The acquisition also arrives amid political debate over credit card interest rates. Former President Donald Trump recently proposed a one-year cap on credit card interest rates at 10%, a move that banking industry leaders—including Capital One’s Fairbank—warn could have unintended consequences. “We feel strongly that a cap on interest rates would catalyze a number of unintended consequences,” Fairbank said during a call with analysts, cautioning that restricting credit availability could dampen consumer spending and potentially trigger a recession.
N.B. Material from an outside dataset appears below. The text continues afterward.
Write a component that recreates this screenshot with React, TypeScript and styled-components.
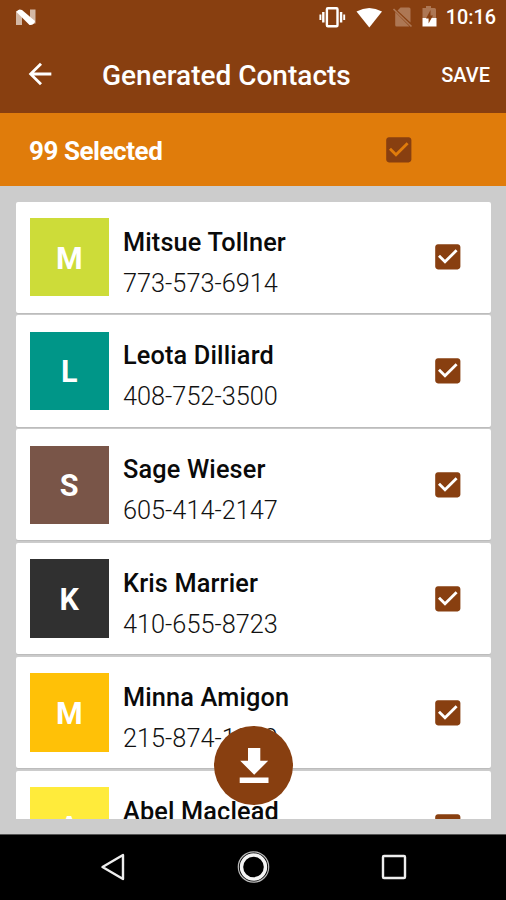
import React from "react";
import styled, { createGlobalStyle } from "styled-components";

const brown = "#883f10";
const faded = "#ad7754";

const GlobalStyle = createGlobalStyle`
  * { box-sizing: border-box; }
  body { margin: 0; background: #000; font-family: Roboto, "Liberation Sans", sans-serif; }
  svg { display: block; flex: none; }
`;

const Screen = styled.div`
  position: relative;
  display: flex;
  flex-direction: column;
  width: 506px;
  height: 900px;
  overflow: hidden;
  background: #ccc;
`;

const StatusBar = styled.div`
  flex: none;
  display: flex;
  align-items: center;
  justify-content: space-between;
  height: 34px;
  padding: 0 10px 0 15px;
  background: ${brown};
`;

const StatusIcons = styled.div`
  display: flex;
  align-items: center;
`;

const Clock = styled.span`
  margin-left: 9px;
  padding-top: 2px;
  font-size: 19.8px;
  line-height: 24px;
  font-weight: 500;
  color: #fff;
`;

const Toolbar = styled.header`
  flex: none;
  display: flex;
  align-items: center;
  height: 79px;
  padding: 0 16px 0 23px;
  background: ${brown};
  color: #fff;
`;

const Title = styled.h1`
  flex: 1;
  margin: 5px 0 0 45px;
  font-size: 28px;
  line-height: 34px;
  font-weight: 500;
  white-space: nowrap;
`;

const SaveButton = styled.button`
  margin: 3px 0 0;
  padding: 0;
  border: 0;
  background: none;
  color: #fff;
  font: 500 20px/24px Roboto, sans-serif;
`;

const SelectionBar = styled.div`
  flex: none;
  display: flex;
  align-items: center;
  justify-content: space-between;
  height: 72.5px;
  padding: 2px 90px 0 29px;
  background: #e07c0b;
`;

const SelectionCount = styled.span`
  padding-top: 2px;
  font-size: 26px;
  line-height: 32px;
  font-weight: 700;
  letter-spacing: -0.45px;
  color: #fff;
`;

const List = styled.main`
  flex: none;
  display: flex;
  flex-direction: column;
  gap: 2.7px;
  height: 617.5px;
  margin: 16px 15px 15px 16px;
  overflow: hidden;
`;

const Card = styled.article`
  flex: none;
  display: flex;
  align-items: center;
  height: 111.2px;
  padding: 0 26.5px 0 14px;
  border-radius: 2px;
  background: #fff;
  box-shadow: 0 1px 1px #bbb;
`;

const Avatar = styled.div<{ $color: string }>`
  display: flex;
  align-items: center;
  justify-content: center;
  width: 78.5px;
  height: 78.5px;
  padding-top: 3px;
  background: ${(p) => p.$color};
  color: #fff;
  font-size: 30.5px;
  line-height: 36px;
  font-weight: 700;
`;

const Details = styled.div`
  flex: 1;
  margin-left: 14.5px;
  padding-top: 11px;
  white-space: nowrap;
`;

const Name = styled.div`
  font-size: 25.3px;
  line-height: 41px;
  font-weight: 500;
  color: #0a0a0a;
  letter-spacing: 0.15px;
`;

const Phone = styled.div`
  font-size: 25.3px;
  line-height: 41px;
  font-weight: 300;
  color: #111;
`;

const Fab = styled.button`
  position: absolute;
  left: 214px;
  top: 726px;
  display: flex;
  align-items: center;
  justify-content: center;
  width: 79px;
  height: 79px;
  padding: 0;
  border: 0;
  border-radius: 50%;
  background: ${brown};
`;

const NavBar = styled.nav`
  flex: 1;
  display: grid;
  grid-template-columns: repeat(3, 140.5px);
  justify-content: center;
  justify-items: center;
  align-items: center;
  padding-bottom: 2px;
  background: #000;
  border-top: 1px solid #555;
`;

const Checkbox = ({ color }: { color: string }) => (
  <svg width="33.6" height="33.6" viewBox="0 0 24 24" fill={color}>
    <path d="M19 3H5c-1.11 0-2 .9-2 2v14c0 1.1.89 2 2 2h14c1.11 0 2-.9 2-2V5c0-1.1-.89-2-2-2zm-9 14l-5-5 1.41-1.41L10 14.17l7.59-7.59L19 8l-9 9z" />
  </svg>
);

const contacts = [
  { name: "Mitsue Tollner", phone: "773-573-6914", color: "#cddc39" },
  { name: "Leota Dilliard", phone: "408-752-3500", color: "#009688" },
  { name: "Sage Wieser", phone: "605-414-2147", color: "#795548" },
  { name: "Kris Marrier", phone: "410-655-8723", color: "#303030" },
  { name: "Minna Amigon", phone: "215-874-1229", color: "#ffc107" },
  { name: "Abel Maclead", phone: "631-335-3414", color: "#ffeb3b" },
];

export default function App() {
  return (
    <Screen>
      <GlobalStyle />
      <StatusBar>
        <svg width="22" height="18" viewBox="0 0 22 18">
          <path d="M1 3h6v14H1zM15 1.500h5.500v14H15z" fill="#d3b7a4" />
          <path d="M1.500 4Q3 .300 7 2L20 13Q19 17.500 14.500 17z" fill="#fff" />
        </svg>
        <StatusIcons>
          <svg width="38" height="24" viewBox="0 0 38 24">
            <rect x="9.900" y="3.300" width="10.600" height="18" rx="1" fill="none" stroke="#fff" strokeWidth="2.400" />
            <path d="M6.300 7v10.500M24.100 7v10.500" stroke="#fff" strokeWidth="2.400" />
            <path d="M3.400 9.500v5.500M27.200 9.500v5.500" stroke="#fff" strokeWidth="1.900" />
          </svg>
          <svg width="28" height="24" viewBox="0 0 28 24">
            <path d="M1.500 6.500Q14.200 -.700 27 6.500L14.300 22.500z" fill="#fff" />
          </svg>
          <svg width="36" height="24" viewBox="0 0 36 24">
            <path d="M17.500 2.500H26Q27.500 2.500 27.500 4V17.500L14.500 5.500zM12.200 7L26.500 21.500H13.500Q12.200 21.500 12.200 20z" fill={faded} />
            <path d="M10.500 4L28.500 21.500" stroke={faded} strokeWidth="1.700" />
          </svg>
          <svg width="18" height="24" viewBox="0 0 18 24">
            <path d="M3.500 3h3.500V1h5v2h3.500Q17 3 17 4.500V13H3.500z" fill={faded} />
            <path d="M3.500 13h14v8.500h-14z" fill="#fff" />
            <path d="M11.500 5L7 13.500h2.600v5L14 10.500h-2.500z" fill={brown} />
          </svg>
          <Clock>10:16</Clock>
        </StatusIcons>
      </StatusBar>
      <Toolbar>
        <svg width="34" height="34" viewBox="0 0 24 24" fill="#fff">
          <path d="M20 11H7.830l5.590-5.590L12 4l-8 8 8 8 1.410-1.410L7.830 13H20v-2z" />
        </svg>
        <Title>Generated Contacts</Title>
        <SaveButton>SAVE</SaveButton>
      </Toolbar>
      <SelectionBar>
        <SelectionCount>99 Selected</SelectionCount>
        <Checkbox color={brown} />
      </SelectionBar>
      <List>
        {contacts.map((c) => (
          <Card key={c.name}>
            <Avatar $color={c.color}>{c.name[0]}</Avatar>
            <Details>
              <Name>{c.name}</Name>
              <Phone>{c.phone}</Phone>
            </Details>
            <Checkbox color={brown} />
          </Card>
        ))}
      </List>
      <NavBar>
        <svg width="34" height="34" viewBox="0 0 34 34">
          <path d="M6.500 17L27 5v24z" fill="none" stroke="#eee" strokeWidth="2.400" strokeLinejoin="round" />
        </svg>
        <svg width="34" height="34" viewBox="0 0 34 34">
          <circle cx="17.500" cy="17" r="15.200" fill="none" stroke="#bbb" strokeWidth="1.200" />
          <circle cx="17.500" cy="17" r="12" fill="none" stroke="#f4f4f4" strokeWidth="3.400" />
        </svg>
        <svg width="34" height="34" viewBox="0 0 34 34">
          <rect x="6" y="6" width="22" height="22" rx="1" fill="none" stroke="#eee" strokeWidth="2.400" />
        </svg>
      </NavBar>
      <Fab aria-label="Download">
        <svg width="48" height="48" viewBox="0 0 48 48" fill="#fff">
          <path d="M18 6h12.300v12.800h7.900L24.200 32.700L10.200 18.800H18zM9.700 35.500h28.800v5.500H9.700z" />
        </svg>
      </Fab>
    </Screen>
  );
}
Other major banks, such as JPMorgan Chase and Bank of America, are also grappling with the implications of such a policy, with some considering new products to comply with potential regulatory changes.

Capital One’s acquisition of Brex is being closely watched as a bellwether for the future of banking and fintech in the United States. The deal, advised by BofA Securities for Capital One and Centerview Partners for Brex, underscores the growing importance of technology-driven solutions in the financial sector. As the only major U.S. bank to have fully migrated to the public cloud, Capital One is well-positioned to integrate Brex’s AI-powered platform and expand its footprint in the business payments space.

While the acquisition is not without risks—especially given the volatile valuations in the fintech sector and the uncertain regulatory landscape—both companies are betting that their combined strengths will unlock new opportunities for growth. As Franceschi put it in an interview with CNBC, “We didn’t have to pursue this acquisition, our growth was incredibly strong. But combining Brex’s technology with Capital One’s reach and resources would grow the startup’s scale faster than as a standalone firm.”

As the financial world awaits the closing of this landmark deal, all eyes will be on how Capital One and Brex navigate the challenges ahead and deliver on their promise to reshape the future of business payments in the U.S. and beyond.